What are the odds the Virginia Lottery has not been square its fellow Virginians on the actual odds of winning its scratch-off games? Scott Hoover, a Washington & Lee University business statistics professor, says at least even money. Hoover is suing the state gambling agency for refunds of $84.7 million for continuing to sell "scratcher" instant lottery tickets even when the top prize tickets get sold out (click here for an AP report on his suit). By law, The Lottery Department must publish the odds of winning for all of its games. Unlike the lotto games, where on the number of people who can select the winning numbers, the scratcher games are printed with a finite number of winners per batch. When a grand prize is won, those odds get steeper, yet the original published odds stay the same.
Hoover gives the "Beginner's Luck" scratcher game from last summer as an example. It had six grand prizes of $75,000. But when the last grand prize was sold on July 24, it continued to sell the tickets — 241,000 of them to be exact. Hoover knows this from his own investigation — he tracked the payouts from the game on the Lottery Department's Web site and received information from the department via a Freedom of Information Act request. In essence, the Lottery Department was sanctioning, according to Hoover, the selling of tickets in which the already infinitesimal odds of winning were reduced to absolute impossible because there were no more grand prizes left! In other words, a shell game!
The galling thing is, if all true, is that the Lottery orders new batches of the scratchers with the same original odds when the grand prizes are claimed. But instead of scrapping the remaining tickets and substituting the new batch, it continues to sell the old tickets to suck money out of unsuspecting and hopeful participants while the potential winning tickets are sitting in boxes!

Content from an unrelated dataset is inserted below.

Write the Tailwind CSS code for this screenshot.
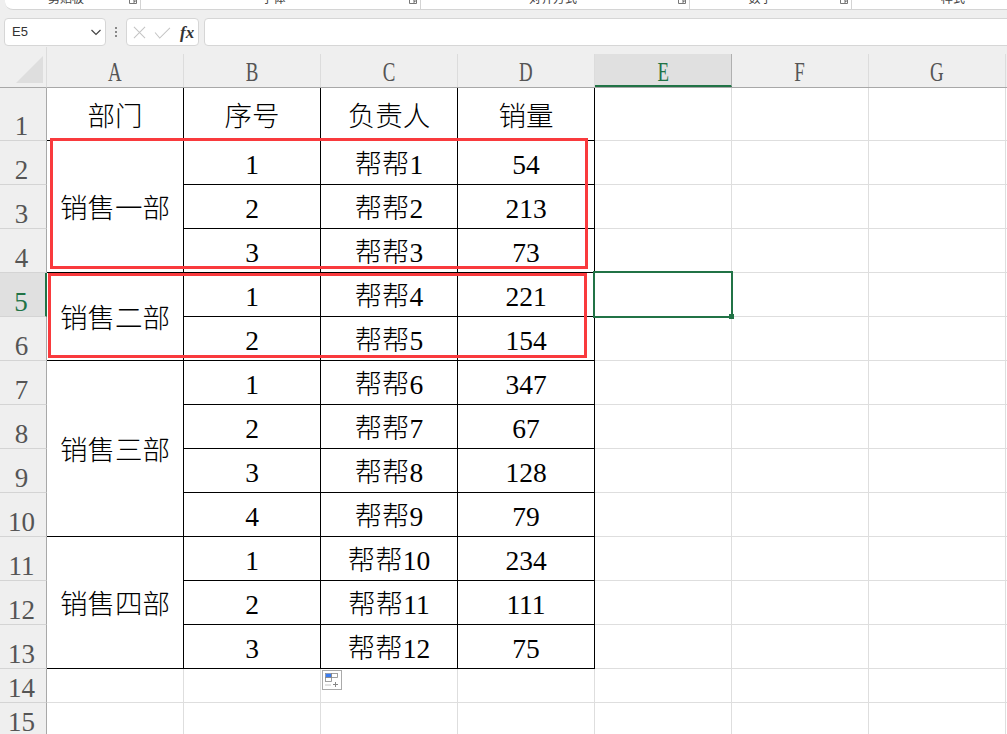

This isn't like the two clowns on the classic television series Gunsmoke who couldn't figure their way out of a paper bag. By Hoover's analysis, the Lottery Department sold 36.8 million tickets after the grand prizes were gone in more than 47 scratch-off games since 2003. In his suit, Hoover asks not only for the refunded money, but that the Lottery Department be barred from selling "defective" tickets in the future.
If the professor is correct about all this, it will have implications beyond this particular form of state-sponsored gambling. There are many in the General Assembly who are hoping the impasse over tax increases for transportation and the thirst for more money will lead to their solution: The expansion of state-sponsored gambling in the form of "historical" horse racing — basically, video slots for horse racing.
We don't know what their odds of success will be. But the way the Lottery has been apparently fooling us all these years, don't think defeating it will be a sure bet.